==== Provided data

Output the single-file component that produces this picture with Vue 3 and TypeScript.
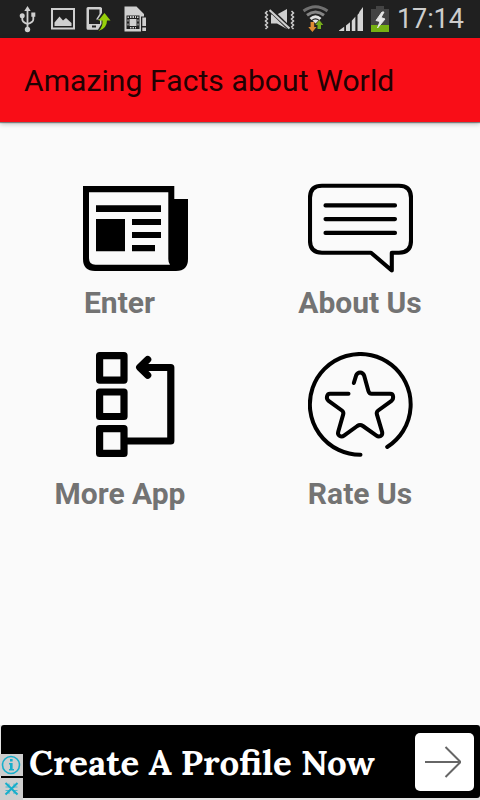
<script setup lang="ts">
interface Tile {
  id: string
  label: string
}

const rows: Tile[][] = [
  [
    { id: 'enter', label: 'Enter' },
    { id: 'about', label: 'About Us' },
  ],
  [
    { id: 'more', label: 'More App' },
    { id: 'rate', label: 'Rate Us' },
  ],
]
</script>

<template>
  <div class="screen">
    <header class="status">
      <svg class="status-icons" width="396" height="38" viewBox="0 0 396 38">
        <!-- usb -->
        <g fill="none" stroke="#cfcfcf" stroke-width="1.8">
          <path d="M27.5 10V29M22.3 16v3.5q0 2.5 5 4.5M33.3 15v4.500q0 2.500-5.500 4.500" />
        </g>
        <path d="M27.500 6l-3.200 5h6.400zM31.300 12.500h4v4.300h-4z" fill="#cfcfcf" />
        <circle cx="22.200" cy="15.800" r="2.500" fill="#cfcfcf" />
        <circle cx="27.500" cy="29.500" r="2.700" fill="#cfcfcf" />
        <!-- picture -->
        <rect x="52" y="9" width="22" height="19.500" fill="none" stroke="#cfcfcf" stroke-width="2" />
        <path d="M54.500 26v-3.500l5-6 3.500 4 3-2.500 5.500 5V26z" fill="#cfcfcf" />
        <!-- phone with arrow -->
        <path d="M88 7h12.500l1.500 1v5l-4 6h3.500v5l-3.500 5.700H88a1.500 1.500 0 0 1-1.500-1.500V8.500A1.500 1.500 0 0 1 88 7z" fill="#cfcfcf" />
        <path d="M89 9.500h10.500V14l-3.500 5.500h4V24H89z" fill="#202020" />
        <path d="M92 25.500h4v2h-4z" fill="#202020" />
        <path d="M104.500 13l6 7.500h-3.500q0 8-8.500 10.500 4.500-4 4-10.500h-4z" fill="#97d00b" />
        <!-- sim card -->
        <path d="M124.500 6.500h12l7.500 7.500v2.500h-3V31.500h-16.500z" fill="#cfcfcf" />
        <path d="M126.500 15.500h13v13.500h-13z" fill="#202020" />
        <path d="M129.500 19h7v7h-7zM127.500 16.500h1.500v1.500h-1.500zM137 16.500h1.500v1.500h-1.500zM127.500 19.500h1v2h-1zM137.500 19.500h1v2h-1zM127.500 23.500h1v2h-1zM137.500 23.500h1v2h-1zM130 16h1.500v2h-1.500zM132.500 16h1.500v2h-1.500zM135 16h1v2h-1zM130 27h1.500v1.500h-1.500zM132.500 27h1.500v1.500h-1.500zM135 27h1v1.500h-1z" fill="#cfcfcf" />
        <path d="M142.300 17.500h3.700v8.500h-3.700zM142.300 27.500h3.700V31h-3.700z" fill="#cfcfcf" />
        <!-- muted, vibrating -->
        <g fill="none" stroke="#cfcfcf" stroke-width="1.500">
          <path d="M267.500 11l-2 2 2 2-2 2 2 2-2 2 2 2-2 2 2 2-2 2M291.500 11l2 2-2 2 2 2-2 2 2 2-2 2 2 2-2 2 2 2" />
        </g>
        <path d="M271 14.500h6l10-5.500v20l-10-5.500h-6z" fill="#cfcfcf" />
        <path d="M270 9.500l20 19.500" stroke="#202020" stroke-width="4.500" />
        <path d="M269.500 10l20 18.500" stroke="#cfcfcf" stroke-width="2.200" />
        <!-- wifi -->
        <g fill="none" stroke-width="3">
          <path d="M303.500 11q12-8.500 24 0" stroke="#707070" />
          <path d="M307 15.200q8.500-6.500 17 0" stroke="#858585" />
          <path d="M310.500 19q5-4.500 10 0" stroke="#e2e2e2" />
        </g>
        <path d="M312.500 20.500q3-2 6 0l-3 3z" fill="#e2e2e2" />
        <path d="M310.600 22h3.600v5h2.300l-4.100 5-4.100-5h2.300z" fill="#df8b32" />
        <path d="M319.300 20l4 5h-2.300v4h-3.500v-4h-2.200z" fill="#75ac1b" />
        <!-- signal -->
        <path d="M339 31v-.5l5.500-4V31zM346 25.500l4-3.200V31h-4zM351.500 21l4-4.500V31h-4zM357.300 15l4-4.200V31h-4z" fill="#d5d5d5" />
        <path d="M359.300 12l3.700-5v24h-3.700z" fill="#d5d5d5" />
        <path d="M345.200 20v12M350.800 17v15M356.500 11v21" stroke="#202020" stroke-width="1.600" />
        <!-- battery -->
        <path d="M371 9h5V6h8v3h5v23h-18z" fill="#444" />
        <path d="M371 25h18v7h-18z" fill="#75b013" />
        <path d="M382 12l-6 8.500 4 1-2.500 6.500 7.500-9-4-1.500 3-5.500z" fill="#e6e6e6" stroke="#e6e6e6" stroke-width="1" />
      </svg>
      <span class="clock">17:14</span>
    </header>

    <div class="appbar"><h1>Amazing Facts about World</h1></div>

    <main class="menu">
      <div v-for="(row, i) in rows" :key="i" class="row">
        <div v-for="tile in row" :key="tile.id" class="tile" :class="tile.id">
          <svg v-if="tile.id === 'enter'" class="icon" viewBox="83 175 105 105">
            <path d="M83 186h91.300v13H188v60q0 12-12 12H95q-12 0-12-12z" />
            <path d="M89 192.300h79.300V259q0 4 1.700 5.700H95.500q-6.500 0-6.500-6.500z" fill="#fafafa" />
            <path d="M96 205.300h65v6.700H96zM96 219h29v32.300H96zM132 219h29v6h-29zM132 232h29v6h-29zM132 245h23v6.300h-23z" />
          </svg>
          <svg v-else-if="tile.id === 'about'" class="icon" viewBox="308 175 105 105">
            <g fill="none" stroke="#000" stroke-width="4.100" stroke-linecap="round" stroke-linejoin="round">
              <path d="M322 185.700h77q12 0 12 12v43q0 12-12 12h-7.200v17.800L371 252.700h-49q-12 0-12-12v-43q0-12 12-12z" />
              <path d="M325.500 205.400h69.500M325.500 219.100h69.500M325.500 232.900h69.500" />
            </g>
          </svg>
          <svg v-else-if="tile.id === 'more'" class="icon" viewBox="83 352 105 105">
            <g fill="none" stroke="#000" stroke-width="7.200" stroke-linejoin="round">
              <path d="M99.600 355.600h24.400v24.500H99.600zM99.600 392h24.400v24.500H99.600zM99.600 428.700h24.400v24.700H99.600z" />
              <path d="M124 441h46.800v-73.500H140" />
              <path d="M147.700 359.500l-8 7.900 8 7.900" stroke-linecap="round" />
            </g>
          </svg>
          <svg v-else class="icon" viewBox="308 352 105 105">
            <g fill="none" stroke="#000" stroke-width="4" stroke-linecap="round" stroke-linejoin="round">
              <path d="M360.500 454.800A50.400 50.400 0 1 1 387.200 447" />
              <path d="M353.800 383l2.200-7.200q1.200-3.200 4.100-3.200t4.100 3.200l4.200 15.200q.8 2.800 3.200 2.800h18.600q2.600 0 2.900 2.700t-1.600 4.300l-13.300 9.700q-2 1.500-1.300 3.900l5.200 17.500q.8 2.900-1.400 4.100t-4.200-.3l-13.600-9.700q-2.800-1.900-5.600 0l-13.300 9.700q-2.200 1.600-4.400.2t-1.400-4l5-17.500q.7-2.400-1.300-3.900l-13.300-9.700q-2.200-1.600-1.600-4.300t2.900-2.700H348.500" />
            </g>
          </svg>
          <span class="label">{{ tile.label }}</span>
        </div>
      </div>
    </main>

    <footer class="ad">
      <div class="banner">
        <span class="headline">Create A Profile Now</span>
        <div class="go">
          <svg width="36" height="34" viewBox="0 0 36 34">
            <path d="M0 17h35M20.500 2l15 15-15 15" fill="none" stroke="#666" stroke-width="2" />
          </svg>
        </div>
      </div>
      <div class="choices">
        <svg width="23" height="22" viewBox="0 0 23 22">
          <circle cx="11" cy="11" r="8.500" fill="none" stroke="#17aecb" stroke-width="1.600" />
          <path d="M10 5h2.600v2.500H10zM9 9h3.600v6H14v1.500H9V15h1v-4.500H9z" fill="#17aecb" />
        </svg>
        <svg width="23" height="22" viewBox="0 0 23 22">
          <path d="M5.500 5l12 11.500M17.500 5l-12 11.500" stroke="#17aecb" stroke-width="2" />
          <path d="M9 5.500v3.500H5.500M14 5.500v3.500h3.500M9 16v-3.500H5.500M14 16v-3.500h3.500" fill="none" stroke="#17aecb" stroke-width=".7" />
        </svg>
      </div>
    </footer>
  </div>
</template>

<style>
body {
  margin: 0;
  background: #fafafa;
}
</style>

<style scoped>
.screen {
  display: flex;
  flex-direction: column;
  width: 480px;
  height: 800px;
  overflow: hidden;
  background: #fafafa;
  font-family: Roboto, "Liberation Sans", sans-serif;
}
.status {
  display: flex;
  height: 38px;
  flex: none;
  background: #202020;
}
.status-icons {
  flex: none;
}
.clock {
  padding-left: 1px;
  color: #cdcdcd;
  font-size: 27px;
  line-height: 38px;
  letter-spacing: -0.1px;
  white-space: nowrap;
}
.appbar {
  display: flex;
  align-items: center;
  box-sizing: border-box;
  flex: none;
  height: 84px;
  padding: 2px 0 0 24px;
  background: #f90d17;
  box-shadow: 0 1px 1px rgba(0, 0, 0, 0.4), 0 2px 5px rgba(0, 0, 0, 0.25);
}
h1 {
  margin: 0;
  color: #210203;
  font-size: 30px;
  font-weight: 400;
  line-height: 40px;
  letter-spacing: 0.1px;
  white-space: nowrap;
}
.menu {
  flex: 1;
  padding-top: 53px;
}
.row {
  display: flex;
  height: 177px;
}
.tile {
  display: flex;
  flex-direction: column;
  align-items: center;
  width: 240px;
}
.tile:first-child {
  width: 239px;
  padding-right: 1px;
}
.row .tile:first-child .icon {
  margin-left: 32px;
}
.icon {
  display: block;
  flex: none;
  width: 105px;
  height: 105px;
}
.label {
  color: #737373;
  font-size: 30px;
  font-weight: 700;
  line-height: 36px;
  margin-top: 5px;
  white-space: nowrap;
}
.row:last-child .label {
  margin-top: 19px;
}
.more .label {
  padding-left: 1px;
}
.ad {
  display: grid;
  flex: none;
  height: 75px;
  background: #e4e4e4;
}
.banner,
.choices {
  grid-area: 1 / 1;
}
.banner {
  display: flex;
  align-items: center;
  justify-content: space-between;
  box-sizing: border-box;
  height: 73px;
  margin-left: 1px;
  padding: 0 6px 0 28px;
  border-radius: 3px;
  background: #000;
}
.headline {
  padding-top: 2px;
  color: #fff;
  font-family: Lora, "Liberation Serif", serif;
  font-size: 34.8px;
  font-weight: 700;
  line-height: 44px;
  white-space: nowrap;
}
.go {
  display: flex;
  align-items: center;
  justify-content: center;
  box-sizing: border-box;
  width: 59px;
  height: 58px;
  padding-right: 4px;
  border-radius: 5px;
  background: #fff;
}
.choices {
  display: flex;
  flex-direction: column;
  align-self: end;
  justify-self: start;
  gap: 2px;
}
.choices svg {
  display: block;
  background: #cecece;
}
</style>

========

What to work on -
Every line above that contains the word "picture" should be reported.

Output for this task -
Output the single-file component that produces this picture with Vue 3 and TypeScript.
        <!-- picture -->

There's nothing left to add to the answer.